Social media minders point out that sharing passwords is prohibited in the terms of service of many of the major networks. They also note that the entities that gain access to the social media accounts may become liable for the content in them.

Like so many privacy concerns in the Internet age, show-me-your-password is a fluid issue. But it should be clear by now that nothing put online can be considered 100 percent private.

At the very least, everyone from college admissions officers and employers to prospective suitors will comb through Facebook and Twitter postings, pictures and profiles. At the extreme end, hackers are seeking passwords and government agencies can — sometimes without warrants — gain access to your Web history.

Young people born to the Internet aren’t as concerned about keeping things to themselves as preceding generations are — until they want jobs.

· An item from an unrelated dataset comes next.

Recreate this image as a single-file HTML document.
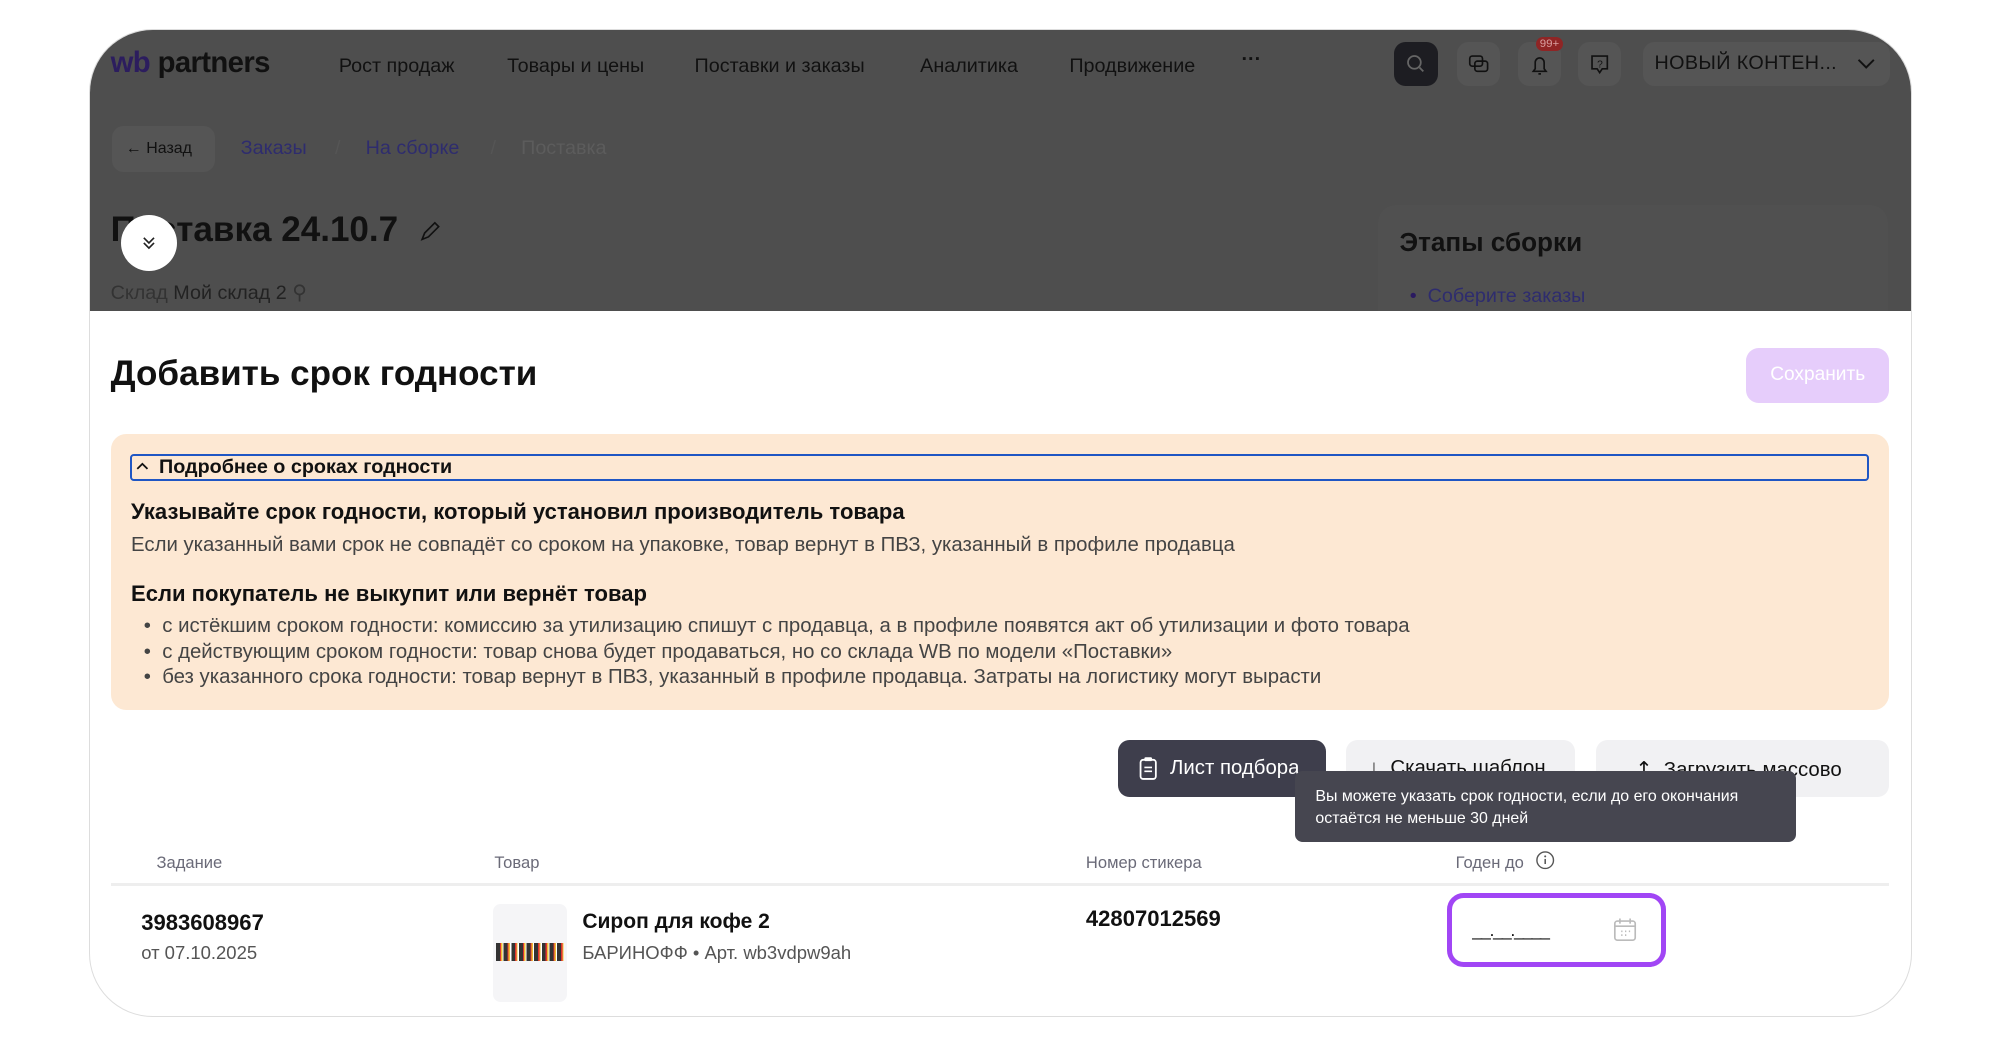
<!DOCTYPE html>
<html><head><meta charset="utf-8"><style>
html,body{margin:0;padding:0;background:#fff;width:1999px;height:1051px;overflow:hidden}
#w{zoom:1.27487;width:1568px;height:824px;position:relative;font-family:"Liberation Sans","Noto Sans CJK SC",sans-serif;color:#111}
.a{position:absolute;white-space:nowrap}
#frame{position:absolute;left:70px;top:23px;width:1428px;height:773px;border:1px solid #ddd;border-radius:50px;overflow:hidden;background:#fff}
#dark{position:absolute;left:0;top:0;width:100%;height:220px;background:#4e4e4e;overflow:hidden}
.nav{font-size:15.5px;color:#111;top:42px}
.ib{position:absolute;top:9px;width:34px;height:35px;border-radius:9px;background:#555}
.g{color:#444}
</style></head><body><div id="w">
<div id="frame">
 <div id="dark">
  <div class="a" style="left:16px;top:12px;font-size:23px;letter-spacing:-0.5px;font-weight:bold"><span style="color:#2c1d5e">wb</span> <span style="color:#111">partners</span></div>
  <div class="a nav" style="left:195px;top:19px">Рост продаж</div>
  <div class="a nav" style="left:327px;top:19px">Товары и цены</div>
  <div class="a nav" style="left:474px;top:19px">Поставки и заказы</div>
  <div class="a nav" style="left:651px;top:19px">Аналитика</div>
  <div class="a nav" style="left:768px;top:19px">Продвижение</div>
  <div class="a nav" style="left:903px;top:14px;font-weight:bold">···</div>
  <div class="ib" style="left:1023px;background:#1d1d22"><svg width="34" height="35"><circle cx="16" cy="16" r="5" fill="none" stroke="#666" stroke-width="1.4"/><path d="M20 20l3 3" stroke="#666" stroke-width="1.4"/></svg></div>
  <div class="ib" style="left:1072px"><svg width="34" height="35"><rect x="10" y="11" width="10" height="8" rx="2" fill="none" stroke="#111" stroke-width="1.3"/><rect x="14" y="15" width="10" height="8" rx="2" fill="none" stroke="#111" stroke-width="1.3"/></svg></div>
  <div class="ib" style="left:1120px"><svg width="34" height="35"><path d="M12 23h10l-1.5-2v-5a3.5 3.5 0 0 0-7 0v5z M16 25h2" fill="none" stroke="#111" stroke-width="1.3"/></svg></div>
  <div class="a" style="left:1134px;top:5px;background:#8f2525;color:#d9a0a0;font-size:9px;border-radius:8px;padding:1px 3px">99+</div>
  <div class="ib" style="left:1167px"><svg width="34" height="35"><path d="M11 11h12v10h-4l-2 3-2-3h-4z" fill="none" stroke="#111" stroke-width="1.3"/><text x="15" y="20" font-size="8" fill="#111" font-family="Liberation Sans">?</text></svg></div>
  <div class="a" style="left:1218px;top:9px;width:194px;height:35px;border-radius:9px;background:#555"></div>
  <div class="a" style="left:1227px;top:17px;font-size:15.5px;color:#111;letter-spacing:0.3px">НОВЫЙ КОНТЕН...</div>
  <svg class="a" style="left:1385px;top:20px" width="16" height="12"><path d="M2 3l6 6 6-6" fill="none" stroke="#111" stroke-width="1.5"/></svg>
  <div class="a" style="left:17px;top:75px;width:81px;height:36px;border-radius:9px;background:#555"></div>
  <div class="a" style="left:28px;top:86px;font-size:12.5px;color:#111">← Назад</div>
  <div class="a" style="left:118px;top:84px;font-size:15.5px;color:#2e2c6e">Заказы</div>
  <div class="a" style="left:192px;top:84px;font-size:15.5px;color:#555">/</div>
  <div class="a" style="left:216px;top:84px;font-size:15.5px;color:#2e2c6e">На сборке</div>
  <div class="a" style="left:314px;top:84px;font-size:15.5px;color:#555">/</div>
  <div class="a" style="left:338px;top:84px;font-size:15.5px;color:#5c5c5c">Поставка</div>
  <div class="a" style="left:16px;top:141px;font-size:27.5px;font-weight:bold;color:#111">Поставка 24.10.7</div>
  <svg class="a" style="left:256px;top:148px" width="20" height="20"><path d="M4 16l2-5 8-8 3 3-8 8z" fill="none" stroke="#111" stroke-width="1.3"/></svg>
  <div class="a" style="left:24px;top:145px;width:44px;height:44px;border-radius:50%;background:#fff"></div>
  <svg class="a" style="left:39px;top:160px" width="14" height="14"><path d="M3 3l4 4 4-4M3 7l4 4 4-4" fill="none" stroke="#222" stroke-width="1.3"/></svg>
  <div class="a" style="left:16px;top:197px;font-size:15.5px;color:#222"><span style="color:#333">Склад</span> Мой склад 2 <span style="color:#333">⚲</span></div>
  <div class="a" style="left:1010px;top:137px;width:400px;height:120px;background:#505050;border-radius:14px"></div>
  <div class="a" style="left:1027px;top:154px;font-size:20.5px;font-weight:bold;color:#111">Этапы сборки</div>
  <div class="a" style="left:1035px;top:200px;font-size:15.5px;color:#2e2c6e"><span style="color:#2a1a60">•</span>&nbsp; Соберите заказы</div>
 </div>
 <div class="a" style="left:16px;top:254px;font-size:27.5px;font-weight:bold">Добавить срок годности</div>
 <div class="a" style="left:1299px;top:249px;width:112px;height:43px;border-radius:10px;background:#e6cdfb;color:#fff;font-size:15px;line-height:43px;text-align:center">Сохранить</div>
 <div class="a" style="left:16px;top:317px;width:1395px;height:216px;border-radius:12px;background:#fde8d3"></div>
 <div class="a" style="left:31px;top:332px;width:1361px;height:18px;border:2px solid #1f56c4;border-radius:3px"></div>
 <div class="a" style="left:36px;top:334px;font-size:15.5px;font-weight:bold;color:#111"><svg width="10" height="10" style="margin-right:8px"><path d="M1 7l4-4 4 4" fill="none" stroke="#111" stroke-width="1.4"/></svg>Подробнее о сроках годности</div>
 <div class="a" style="left:32px;top:368px;font-size:17.3px;font-weight:bold">Указывайте срок годности, который установил производитель товара</div>
 <div class="a g" style="left:32px;top:395px;font-size:16px">Если указанный вами срок не совпадёт со сроком на упаковке, товар вернут в ПВЗ, указанный в профиле продавца</div>
 <div class="a" style="left:32px;top:432px;font-size:17.3px;font-weight:bold">Если покупатель не выкупит или вернёт товар</div>
 <div class="a g" style="left:42px;top:459px;font-size:16px">•&nbsp; с истёкшим сроком годности: комиссию за утилизацию спишут с продавца, а в профиле появятся акт об утилизации и фото товара</div>
 <div class="a g" style="left:42px;top:479px;font-size:16px">•&nbsp; с действующим сроком годности: товар снова будет продаваться, но со склада WB по модели «Поставки»</div>
 <div class="a g" style="left:42px;top:499px;font-size:16px">•&nbsp; без указанного срока годности: товар вернут в ПВЗ, указанный в профиле продавца. Затраты на логистику могут вырасти</div>
 <div class="a" style="left:806px;top:557px;width:163px;height:44px;border-radius:9px;background:#3e3e4c"></div>
 <svg class="a" style="left:822px;top:569px" width="16" height="20"><rect x="2" y="3" width="12" height="15" rx="2" fill="none" stroke="#fff" stroke-width="1.4"/><rect x="5" y="1" width="6" height="3" rx="1" fill="#fff"/><path d="M5 9h6M5 12h6" stroke="#fff" stroke-width="1.3"/></svg>
 <div class="a" style="left:847px;top:570px;font-size:16px;color:#fff">Лист подбора</div>
 <div class="a" style="left:985px;top:557px;width:180px;height:44px;border-radius:9px;background:#f1f1f3"></div>
 <div class="a" style="left:1003px;top:570px;font-size:16px;color:#111">↓&nbsp; Скачать шаблон</div>
 <div class="a" style="left:1181px;top:557px;width:230px;height:44px;border-radius:9px;background:#f1f1f3"></div>
 <div class="a" style="left:1212px;top:570px;font-size:16px;color:#111">↥&nbsp; Загрузить массово</div>
 <div class="a" style="left:945px;top:581px;width:393px;height:56px;border-radius:6px;background:#464650"></div>
 <div class="a" style="left:961px;top:593px;font-size:12.5px;color:#fff;line-height:17px">Вы можете указать срок годности, если до его окончания<br>остаётся не меньше 30 дней</div>
 <div class="a" style="left:52px;top:645px;font-size:13px;color:#6a6a78">Задание</div>
 <div class="a" style="left:317px;top:645px;font-size:13px;color:#6a6a78">Товар</div>
 <div class="a" style="left:781px;top:645px;font-size:13px;color:#6a6a78">Номер стикера</div>
 <div class="a" style="left:1071px;top:645px;font-size:13px;color:#6a6a78">Годен до</div>
 <svg class="a" style="left:1133px;top:643px" width="16" height="16"><circle cx="8" cy="8" r="6.5" fill="none" stroke="#555" stroke-width="1.1"/><path d="M8 7v4" stroke="#555" stroke-width="1.2"/><circle cx="8" cy="5" r="0.8" fill="#555"/></svg>
 <div class="a" style="left:16px;top:669px;width:1395px;height:2px;background:#eee"></div>
 <div class="a" style="left:40px;top:690px;font-size:17.3px;font-weight:bold">3983608967</div>
 <div class="a" style="left:40px;top:715px;font-size:14.5px;color:#555">от 07.10.2025</div>
 <div class="a" style="left:316px;top:685px;width:58px;height:77px;border-radius:6px;background:#f5f5f7"></div>
 <div class="a" style="left:318px;top:716px;width:54px;height:14px;background:repeating-linear-gradient(90deg,#333 0 3px,#d33 3px 4px,#eb3 4px 5px,#fff 5px 6px)"></div>
 <div class="a" style="left:386px;top:690px;font-size:16.5px;font-weight:bold">Сироп для кофе 2</div>
 <div class="a" style="left:386px;top:715px;font-size:14.5px;color:#555">БАРИНОФФ • Арт. wb3vdpw9ah</div>
 <div class="a" style="left:781px;top:687px;font-size:17.3px;font-weight:bold">42807012569</div>
 <div class="a" style="left:1064px;top:677px;width:164px;height:50px;border:4px solid #a146f5;border-radius:13px;background:#fff"></div>
 <div class="a" style="left:1084px;top:698px;font-size:14px;color:#111;letter-spacing:-1px">__.__.____</div>
 <svg class="a" style="left:1193px;top:695px" width="22" height="22"><rect x="3" y="4" width="16" height="15" rx="2" fill="none" stroke="#bbb" stroke-width="1.3"/><path d="M3 8h16M7 2v4M15 2v4" stroke="#bbb" stroke-width="1.3"/><path d="M8 12h1M11 12h1M14 12h1M8 15h1M11 15h1" stroke="#bbb" stroke-width="1.3"/></svg>
</div>
</div></body></html>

Knowing that achieving a certain public image might be important at some point, creative young people have learned to hack into the social media system to create phony profiles.

Instead of Suzy Slacker you get Suzy Citizen, whose profile reveals a young woman devoted to classical music, public service and kitty rescue. Jason Jerk becomes Jason Jobseeker, a skilled and hard-working young man with a passion for volunteer work.

A survey in November of social media users in the United States and the United Kingdom found that 30 percent of men and 15 percent of women had created alternative online personas. JWT, which formerly was J. Walter Thompson and is one of the largest advertising agencies in the world, conducted the survey.

For every tit there is a tat, so employers who don’t want to be snowed by idealized profiles or stopped by privacy walls ask for passwords. Some companies are more devious, asking applicants to “friend” human resource managers or to log in to a company computer during a job interview.

Workers also have been required to sign agreements after being hired that ban them from talking negatively about an employer on social media.

We can’t argue with Illinois or the other states that are trying to prevent this practice before it becomes more prevalent. It goes without saying that a company should want to hire the best person for a job. Hiring that person involves skill and a certain degree of risk.

But there is enough public information available, from schools, police, credit agencies and such, that gaining access to a person’s Facebook or Twitter account by using a private password is just not necessary. It’s invasive.

People shouldn’t have to choose between privacy and technology. The same standards of privacy that are followed offline also should be followed online.

There really are some things that are nobody’s business.